⟨
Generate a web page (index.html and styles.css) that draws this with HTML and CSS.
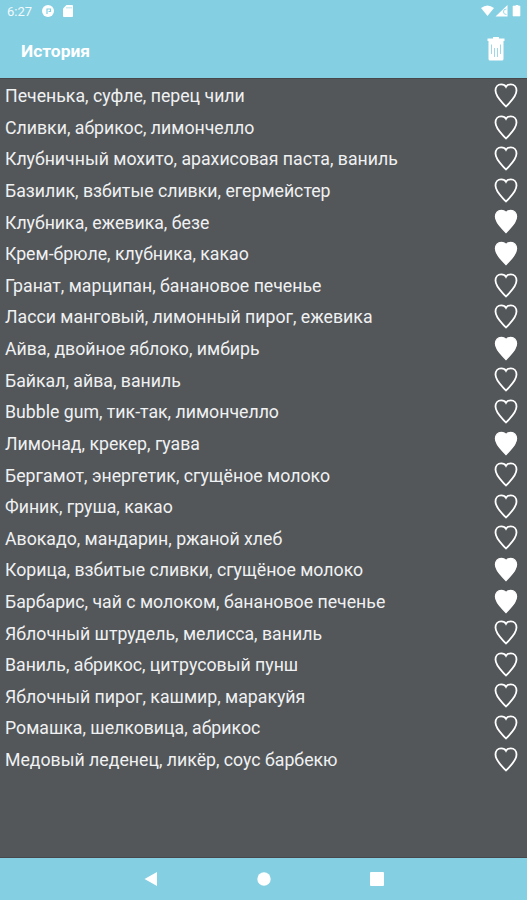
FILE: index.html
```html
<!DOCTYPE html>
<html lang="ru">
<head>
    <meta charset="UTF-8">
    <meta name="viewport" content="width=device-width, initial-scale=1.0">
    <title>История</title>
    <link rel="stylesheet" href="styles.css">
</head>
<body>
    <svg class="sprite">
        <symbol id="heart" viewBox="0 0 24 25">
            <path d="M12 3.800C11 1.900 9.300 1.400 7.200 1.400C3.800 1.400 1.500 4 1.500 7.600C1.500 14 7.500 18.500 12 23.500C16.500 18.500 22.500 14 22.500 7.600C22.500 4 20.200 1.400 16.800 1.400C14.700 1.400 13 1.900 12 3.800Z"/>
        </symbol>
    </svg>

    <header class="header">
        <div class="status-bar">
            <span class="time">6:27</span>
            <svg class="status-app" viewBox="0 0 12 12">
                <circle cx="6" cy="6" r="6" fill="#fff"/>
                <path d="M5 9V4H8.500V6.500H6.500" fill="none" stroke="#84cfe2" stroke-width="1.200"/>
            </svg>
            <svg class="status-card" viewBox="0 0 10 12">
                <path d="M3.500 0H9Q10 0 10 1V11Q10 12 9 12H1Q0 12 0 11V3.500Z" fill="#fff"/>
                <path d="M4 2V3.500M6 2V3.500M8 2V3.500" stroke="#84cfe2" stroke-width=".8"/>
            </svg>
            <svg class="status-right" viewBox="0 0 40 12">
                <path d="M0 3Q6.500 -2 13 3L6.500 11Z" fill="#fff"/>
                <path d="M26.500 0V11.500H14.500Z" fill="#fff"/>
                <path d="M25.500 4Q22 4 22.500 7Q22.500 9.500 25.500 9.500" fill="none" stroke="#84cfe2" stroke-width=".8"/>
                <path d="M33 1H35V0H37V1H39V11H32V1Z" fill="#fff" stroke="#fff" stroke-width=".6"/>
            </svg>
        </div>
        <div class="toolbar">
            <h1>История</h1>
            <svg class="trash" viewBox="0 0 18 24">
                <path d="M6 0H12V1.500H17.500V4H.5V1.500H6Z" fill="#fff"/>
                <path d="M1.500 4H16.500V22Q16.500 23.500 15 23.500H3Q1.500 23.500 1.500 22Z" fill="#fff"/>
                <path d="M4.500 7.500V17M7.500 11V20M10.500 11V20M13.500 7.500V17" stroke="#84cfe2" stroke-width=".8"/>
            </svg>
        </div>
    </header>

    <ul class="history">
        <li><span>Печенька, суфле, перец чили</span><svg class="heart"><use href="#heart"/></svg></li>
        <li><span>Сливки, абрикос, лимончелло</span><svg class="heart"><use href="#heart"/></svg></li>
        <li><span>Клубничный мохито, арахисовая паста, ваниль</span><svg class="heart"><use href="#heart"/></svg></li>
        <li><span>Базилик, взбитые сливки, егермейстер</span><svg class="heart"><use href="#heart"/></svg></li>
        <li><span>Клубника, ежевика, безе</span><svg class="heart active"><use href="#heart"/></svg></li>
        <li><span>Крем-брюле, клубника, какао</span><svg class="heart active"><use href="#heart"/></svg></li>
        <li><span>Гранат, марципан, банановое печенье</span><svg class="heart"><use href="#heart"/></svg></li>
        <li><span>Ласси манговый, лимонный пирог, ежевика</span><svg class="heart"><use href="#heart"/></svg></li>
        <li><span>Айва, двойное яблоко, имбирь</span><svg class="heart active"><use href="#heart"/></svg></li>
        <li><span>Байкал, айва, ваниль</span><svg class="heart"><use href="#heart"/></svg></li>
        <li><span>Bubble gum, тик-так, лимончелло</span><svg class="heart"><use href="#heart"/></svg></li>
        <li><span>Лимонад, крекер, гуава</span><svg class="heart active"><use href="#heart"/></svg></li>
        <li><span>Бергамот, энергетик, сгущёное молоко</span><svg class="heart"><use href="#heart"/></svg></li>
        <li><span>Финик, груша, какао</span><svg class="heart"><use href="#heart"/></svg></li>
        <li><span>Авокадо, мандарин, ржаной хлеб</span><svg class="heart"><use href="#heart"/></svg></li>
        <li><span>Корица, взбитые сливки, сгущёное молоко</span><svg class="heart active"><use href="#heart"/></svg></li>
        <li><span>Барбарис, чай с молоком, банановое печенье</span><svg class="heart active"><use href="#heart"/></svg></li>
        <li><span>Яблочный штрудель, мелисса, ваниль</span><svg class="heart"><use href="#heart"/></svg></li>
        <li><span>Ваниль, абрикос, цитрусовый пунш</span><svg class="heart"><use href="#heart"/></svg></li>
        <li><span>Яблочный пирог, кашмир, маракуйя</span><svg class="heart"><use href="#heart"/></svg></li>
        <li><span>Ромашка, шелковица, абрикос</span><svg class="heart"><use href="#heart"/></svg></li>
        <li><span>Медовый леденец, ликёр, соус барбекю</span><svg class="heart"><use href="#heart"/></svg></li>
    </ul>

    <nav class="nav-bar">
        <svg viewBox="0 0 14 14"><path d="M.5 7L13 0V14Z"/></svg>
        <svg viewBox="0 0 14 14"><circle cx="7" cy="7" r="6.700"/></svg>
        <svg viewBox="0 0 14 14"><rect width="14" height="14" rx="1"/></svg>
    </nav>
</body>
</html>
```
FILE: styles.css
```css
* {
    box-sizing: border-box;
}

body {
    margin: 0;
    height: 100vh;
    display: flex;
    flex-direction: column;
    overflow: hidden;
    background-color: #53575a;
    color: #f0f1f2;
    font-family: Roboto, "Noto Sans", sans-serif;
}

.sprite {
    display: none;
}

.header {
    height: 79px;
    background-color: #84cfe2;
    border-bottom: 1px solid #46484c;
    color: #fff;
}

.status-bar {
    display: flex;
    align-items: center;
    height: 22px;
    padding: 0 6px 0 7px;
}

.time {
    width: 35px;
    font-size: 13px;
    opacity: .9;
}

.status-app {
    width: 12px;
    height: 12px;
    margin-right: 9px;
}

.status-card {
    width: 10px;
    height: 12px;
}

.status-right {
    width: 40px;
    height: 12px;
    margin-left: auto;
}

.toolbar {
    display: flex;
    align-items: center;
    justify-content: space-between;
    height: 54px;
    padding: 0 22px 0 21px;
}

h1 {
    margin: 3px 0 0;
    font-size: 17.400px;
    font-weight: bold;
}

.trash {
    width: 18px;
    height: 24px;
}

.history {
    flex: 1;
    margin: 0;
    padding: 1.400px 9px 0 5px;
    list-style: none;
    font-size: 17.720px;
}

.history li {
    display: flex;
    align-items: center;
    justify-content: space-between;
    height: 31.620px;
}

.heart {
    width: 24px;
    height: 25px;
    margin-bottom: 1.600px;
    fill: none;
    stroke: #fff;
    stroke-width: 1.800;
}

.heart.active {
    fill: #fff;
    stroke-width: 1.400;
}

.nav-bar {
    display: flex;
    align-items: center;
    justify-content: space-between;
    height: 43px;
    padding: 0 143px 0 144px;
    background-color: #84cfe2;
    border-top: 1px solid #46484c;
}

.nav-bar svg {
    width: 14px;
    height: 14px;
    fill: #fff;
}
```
⟩
**EXERCISE DETAILS**
Reproduce the whole listing above word for word, but not its pictures.

**THE OUTPUT**
Generate a web page (index.html and styles.css) that draws this with HTML and CSS.
FILE: index.html
```html
<!DOCTYPE html>
<html lang="ru">
<head>
    <meta charset="UTF-8">
    <meta name="viewport" content="width=device-width, initial-scale=1.0">
    <title>История</title>
    <link rel="stylesheet" href="styles.css">
</head>
<body>
    <svg class="sprite">
        <symbol id="heart" viewBox="0 0 24 25">
            <path d="M12 3.800C11 1.900 9.300 1.400 7.200 1.400C3.800 1.400 1.500 4 1.500 7.600C1.500 14 7.500 18.500 12 23.500C16.500 18.500 22.500 14 22.500 7.600C22.500 4 20.200 1.400 16.800 1.400C14.700 1.400 13 1.900 12 3.800Z"/>
        </symbol>
    </svg>

    <header class="header">
        <div class="status-bar">
            <span class="time">6:27</span>
            <svg class="status-app" viewBox="0 0 12 12">
                <circle cx="6" cy="6" r="6" fill="#fff"/>
                <path d="M5 9V4H8.500V6.500H6.500" fill="none" stroke="#84cfe2" stroke-width="1.200"/>
            </svg>
            <svg class="status-card" viewBox="0 0 10 12">
                <path d="M3.500 0H9Q10 0 10 1V11Q10 12 9 12H1Q0 12 0 11V3.500Z" fill="#fff"/>
                <path d="M4 2V3.500M6 2V3.500M8 2V3.500" stroke="#84cfe2" stroke-width=".8"/>
            </svg>
            <svg class="status-right" viewBox="0 0 40 12">
                <path d="M0 3Q6.500 -2 13 3L6.500 11Z" fill="#fff"/>
                <path d="M26.500 0V11.500H14.500Z" fill="#fff"/>
                <path d="M25.500 4Q22 4 22.500 7Q22.500 9.500 25.500 9.500" fill="none" stroke="#84cfe2" stroke-width=".8"/>
                <path d="M33 1H35V0H37V1H39V11H32V1Z" fill="#fff" stroke="#fff" stroke-width=".6"/>
            </svg>
        </div>
        <div class="toolbar">
            <h1>История</h1>
            <svg class="trash" viewBox="0 0 18 24">
                <path d="M6 0H12V1.500H17.500V4H.5V1.500H6Z" fill="#fff"/>
                <path d="M1.500 4H16.500V22Q16.500 23.500 15 23.500H3Q1.500 23.500 1.500 22Z" fill="#fff"/>
                <path d="M4.500 7.500V17M7.500 11V20M10.500 11V20M13.500 7.500V17" stroke="#84cfe2" stroke-width=".8"/>
            </svg>
        </div>
    </header>

    <ul class="history">
        <li><span>Печенька, суфле, перец чили</span><svg class="heart"><use href="#heart"/></svg></li>
        <li><span>Сливки, абрикос, лимончелло</span><svg class="heart"><use href="#heart"/></svg></li>
        <li><span>Клубничный мохито, арахисовая паста, ваниль</span><svg class="heart"><use href="#heart"/></svg></li>
        <li><span>Базилик, взбитые сливки, егермейстер</span><svg class="heart"><use href="#heart"/></svg></li>
        <li><span>Клубника, ежевика, безе</span><svg class="heart active"><use href="#heart"/></svg></li>
        <li><span>Крем-брюле, клубника, какао</span><svg class="heart active"><use href="#heart"/></svg></li>
        <li><span>Гранат, марципан, банановое печенье</span><svg class="heart"><use href="#heart"/></svg></li>
        <li><span>Ласси манговый, лимонный пирог, ежевика</span><svg class="heart"><use href="#heart"/></svg></li>
        <li><span>Айва, двойное яблоко, имбирь</span><svg class="heart active"><use href="#heart"/></svg></li>
        <li><span>Байкал, айва, ваниль</span><svg class="heart"><use href="#heart"/></svg></li>
        <li><span>Bubble gum, тик-так, лимончелло</span><svg class="heart"><use href="#heart"/></svg></li>
        <li><span>Лимонад, крекер, гуава</span><svg class="heart active"><use href="#heart"/></svg></li>
        <li><span>Бергамот, энергетик, сгущёное молоко</span><svg class="heart"><use href="#heart"/></svg></li>
        <li><span>Финик, груша, какао</span><svg class="heart"><use href="#heart"/></svg></li>
        <li><span>Авокадо, мандарин, ржаной хлеб</span><svg class="heart"><use href="#heart"/></svg></li>
        <li><span>Корица, взбитые сливки, сгущёное молоко</span><svg class="heart active"><use href="#heart"/></svg></li>
        <li><span>Барбарис, чай с молоком, банановое печенье</span><svg class="heart active"><use href="#heart"/></svg></li>
        <li><span>Яблочный штрудель, мелисса, ваниль</span><svg class="heart"><use href="#heart"/></svg></li>
        <li><span>Ваниль, абрикос, цитрусовый пунш</span><svg class="heart"><use href="#heart"/></svg></li>
        <li><span>Яблочный пирог, кашмир, маракуйя</span><svg class="heart"><use href="#heart"/></svg></li>
        <li><span>Ромашка, шелковица, абрикос</span><svg class="heart"><use href="#heart"/></svg></li>
        <li><span>Медовый леденец, ликёр, соус барбекю</span><svg class="heart"><use href="#heart"/></svg></li>
    </ul>

    <nav class="nav-bar">
        <svg viewBox="0 0 14 14"><path d="M.5 7L13 0V14Z"/></svg>
        <svg viewBox="0 0 14 14"><circle cx="7" cy="7" r="6.700"/></svg>
        <svg viewBox="0 0 14 14"><rect width="14" height="14" rx="1"/></svg>
    </nav>
</body>
</html>
```
FILE: styles.css
```css
* {
    box-sizing: border-box;
}

body {
    margin: 0;
    height: 100vh;
    display: flex;
    flex-direction: column;
    overflow: hidden;
    background-color: #53575a;
    color: #f0f1f2;
    font-family: Roboto, "Noto Sans", sans-serif;
}

.sprite {
    display: none;
}

.header {
    height: 79px;
    background-color: #84cfe2;
    border-bottom: 1px solid #46484c;
    color: #fff;
}

.status-bar {
    display: flex;
    align-items: center;
    height: 22px;
    padding: 0 6px 0 7px;
}

.time {
    width: 35px;
    font-size: 13px;
    opacity: .9;
}

.status-app {
    width: 12px;
    height: 12px;
    margin-right: 9px;
}

.status-card {
    width: 10px;
    height: 12px;
}

.status-right {
    width: 40px;
    height: 12px;
    margin-left: auto;
}

.toolbar {
    display: flex;
    align-items: center;
    justify-content: space-between;
    height: 54px;
    padding: 0 22px 0 21px;
}

h1 {
    margin: 3px 0 0;
    font-size: 17.400px;
    font-weight: bold;
}

.trash {
    width: 18px;
    height: 24px;
}

.history {
    flex: 1;
    margin: 0;
    padding: 1.400px 9px 0 5px;
    list-style: none;
    font-size: 17.720px;
}

.history li {
    display: flex;
    align-items: center;
    justify-content: space-between;
    height: 31.620px;
}

.heart {
    width: 24px;
    height: 25px;
    margin-bottom: 1.600px;
    fill: none;
    stroke: #fff;
    stroke-width: 1.800;
}

.heart.active {
    fill: #fff;
    stroke-width: 1.400;
}

.nav-bar {
    display: flex;
    align-items: center;
    justify-content: space-between;
    height: 43px;
    padding: 0 143px 0 144px;
    background-color: #84cfe2;
    border-top: 1px solid #46484c;
}

.nav-bar svg {
    width: 14px;
    height: 14px;
    fill: #fff;
}
```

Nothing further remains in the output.